The children in his book have mystical experiences, visits by angels and other beings, they spontaneously offer healing words or touch to other children and adults, and they have psychic experiences of many varieties.

An account of these experiences comprises only the first half of the book. He devotes the second half of his book to providing guidance to parents.

There he skillfully weaves together insights for both parent and child as they attempt to respond to such experiences.

Spirituality is a mixed blessing, for while it may open the child to the secrets of the universe, such knowledge can also be a burden on the child.

Adults face similar challenges and the parents may find their own spiritual issues mirrored in the struggles of the child. A vision of one's mission in life may also create pressure to succeed.

Being given extraordinary insights, visits from angels, and other non-ordinary encounters may make the child feel "special" and disinclined to make the mortal efforts in life required of the rest of us.

Awareness of invisible worlds that no one else can see can make a person, child or adult, feel alienated from others.

Balancing heaven and earth is difficult, regardless of a person's age.

Psychic experiences offer their own special challenges and they are quite similar for both children and adults.

Precognitive experiences, for example, especially about unfortunate events, can make the experiencer feel somehow guilty, as if knowledge of an event creates responsibility for it.

Telepathic sensitivity can confuse a person's sense of self, requiring effort to discern one's own feelings from those of others.

Balancing individuality with inter-connectedness is a lifelong riddle that requires the development of a stable ego, content enough to remain calmly in the background.
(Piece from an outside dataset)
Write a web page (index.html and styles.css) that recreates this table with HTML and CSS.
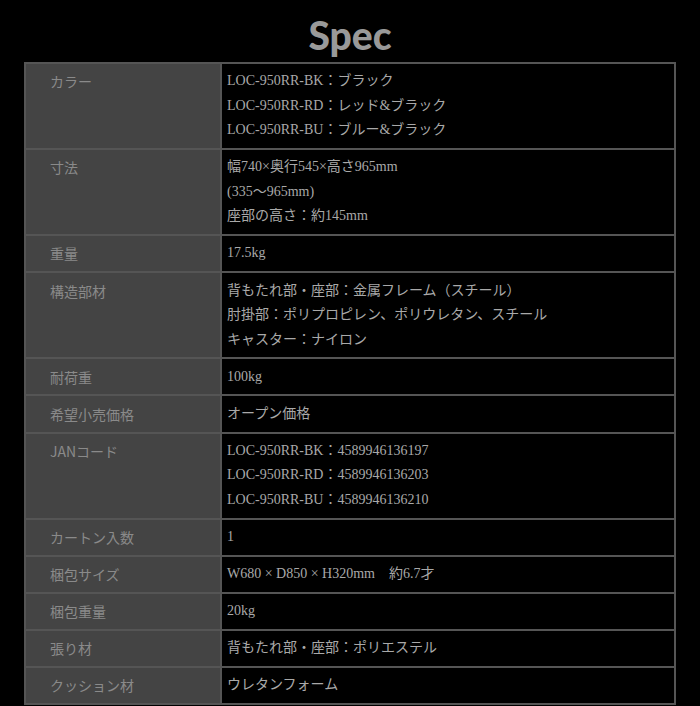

The child's experience becomes a teacher for the parents as they endeavor to respond appropriately to the child.

Tobin's advice to parents seems to revolve around two key principles. The first is that the parent should endeavor to respond matter of factly to the child's reports.
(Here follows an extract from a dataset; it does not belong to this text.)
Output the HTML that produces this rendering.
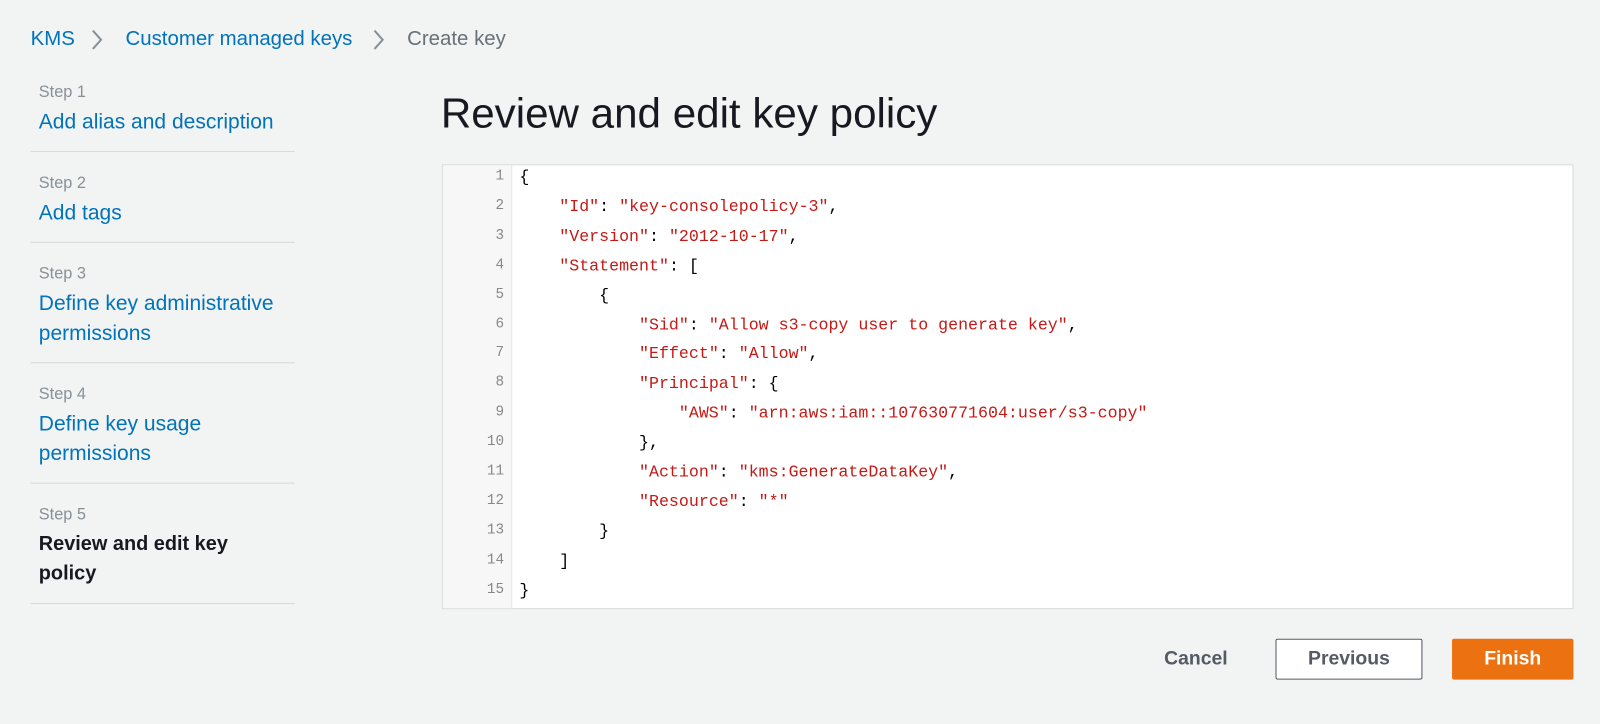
<!DOCTYPE html>
<html><head><style>
body{margin:0;width:1600px;height:724px;background:#f2f3f3;font-family:"Liberation Sans",sans-serif;position:relative;overflow:hidden}
#w{position:absolute;left:0;top:0;width:1568px;height:710px;transform:scale(1.0204);transform-origin:0 0}
.a{position:absolute;white-space:nowrap}
.bc{top:27px;font-size:20px;color:#0073bb}
.step{left:38px;font-size:16px;color:#879196}
.lk{left:38px;font-size:20.6px;color:#0073bb;line-height:29px}
.hr{position:absolute;left:30px;width:259px;height:1px;background:#d5dbdb}
.code{position:absolute;left:433px;top:161px;width:1107px;height:434px;background:#fff;border:1px solid #d5dbdb}
.gut{position:absolute;left:0;top:0;width:67px;height:100%;background:#f7f7f7;border-right:1px solid #e6e6e6}
.ln{position:absolute;right:6px;font:14px "Liberation Mono",monospace;color:#888;text-align:right}
.cl{position:absolute;left:75px;font:16.3px "Liberation Mono",monospace;color:#000;white-space:pre}
.s{color:#c41a16}
.btn{position:absolute;top:626px;height:40px;font-size:19px;font-weight:bold;display:flex;align-items:center;justify-content:center;box-sizing:border-box;border-radius:2px}
</style></head><body><div id="w">
<div class="a bc" style="left:30px">KMS</div>
<svg class="a" style="left:88px;top:28px" width="14" height="22"><path d="M3 2l8 9-8 9" fill="none" stroke="#879196" stroke-width="2"/></svg>
<div class="a bc" style="left:123px">Customer managed keys</div>
<svg class="a" style="left:364px;top:28px" width="14" height="22"><path d="M3 2l8 9-8 9" fill="none" stroke="#879196" stroke-width="2"/></svg>
<div class="a bc" style="left:399px;color:#687078">Create key</div>

<div class="a step" style="top:82px">Step 1</div>
<div class="a lk" style="top:105px">Add alias and description</div>
<div class="hr" style="top:148px"></div>
<div class="a step" style="top:171px">Step 2</div>
<div class="a lk" style="top:194px">Add tags</div>
<div class="hr" style="top:237px"></div>
<div class="a step" style="top:260px">Step 3</div>
<div class="a lk" style="top:283px">Define key administrative<br>permissions</div>
<div class="hr" style="top:355px"></div>
<div class="a step" style="top:378px">Step 4</div>
<div class="a lk" style="top:401px">Define key usage<br>permissions</div>
<div class="hr" style="top:473px"></div>
<div class="a step" style="top:496px">Step 5</div>
<div class="a lk" style="top:519px;color:#16191f;font-weight:bold;font-size:19.5px">Review and edit key<br>policy</div>
<div class="hr" style="top:591px"></div>

<div class="a" style="left:432px;top:88px;font-size:41.3px;color:#16191f">Review and edit key policy</div>

<div class="code"></div>
<div class="btn" style="left:1130px;width:84px;color:#545b64">Cancel</div>
<div class="btn" style="left:1250px;width:144px;background:#fff;border:1px solid #545b64;color:#545b64">Previous</div>
<div class="btn" style="left:1423px;width:119px;background:#ec7211;color:#fff">Finish</div>
</div>
<script>
var L=[
'{',
'    <span class="s">"Id"</span>: <span class="s">"key-consolepolicy-3"</span>,',
'    <span class="s">"Version"</span>: <span class="s">"2012-10-17"</span>,',
'    <span class="s">"Statement"</span>: [',
'        {',
'            <span class="s">"Sid"</span>: <span class="s">"Allow s3-copy user to generate key"</span>,',
'            <span class="s">"Effect"</span>: <span class="s">"Allow"</span>,',
'            <span class="s">"Principal"</span>: {',
'                <span class="s">"AWS"</span>: <span class="s">"arn:aws:iam::107630771604:user/s3-copy"</span>',
'            },',
'            <span class="s">"Action"</span>: <span class="s">"kms:GenerateDataKey"</span>,',
'            <span class="s">"Resource"</span>: <span class="s">"*"</span>',
'        }',
'    ]',
'}'];
var c=document.querySelector('.code'),h='<div class="gut"></div>';
for(var i=0;i<L.length;i++){var t=i*28.9+2;
h+='<div class="ln" style="top:'+(t+1)+'px;left:0;width:60px">'+(i+1)+'</div><div class="cl" style="top:'+t+'px">'+L[i]+'</div>';}
c.innerHTML=h;
</script>
</body></html>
While it might seem inconceivable to us that we might deny the child's reality, making too big a deal of it can be equally harmful.

The second, and more challenging, principle is for parents to cultivate a good relationship with their own spirituality and not vicariously live through their children.

Although he allows for the probability that our species is evolving, he expresses some reserve about such concepts as "Indigo children."

He argues, alternatively, that children have always had a secret spiritual life.

It is the parents, he suggests, that are now highly interested in spirituality and have become aware of its existence in their children.

The children may seem "special" in the parents' eyes, but this perception may be a compensating projection of the parents' own sad alienation from their own spiritual inner child.

The child's spirituality often needs some help with incarnating into the workaday world.

Parents who can embrace this need and provide a family atmosphere in which all parties are collaborating to bring heaven into earth seems to create the best classroom for the lessons spiritual experiences bring to the home.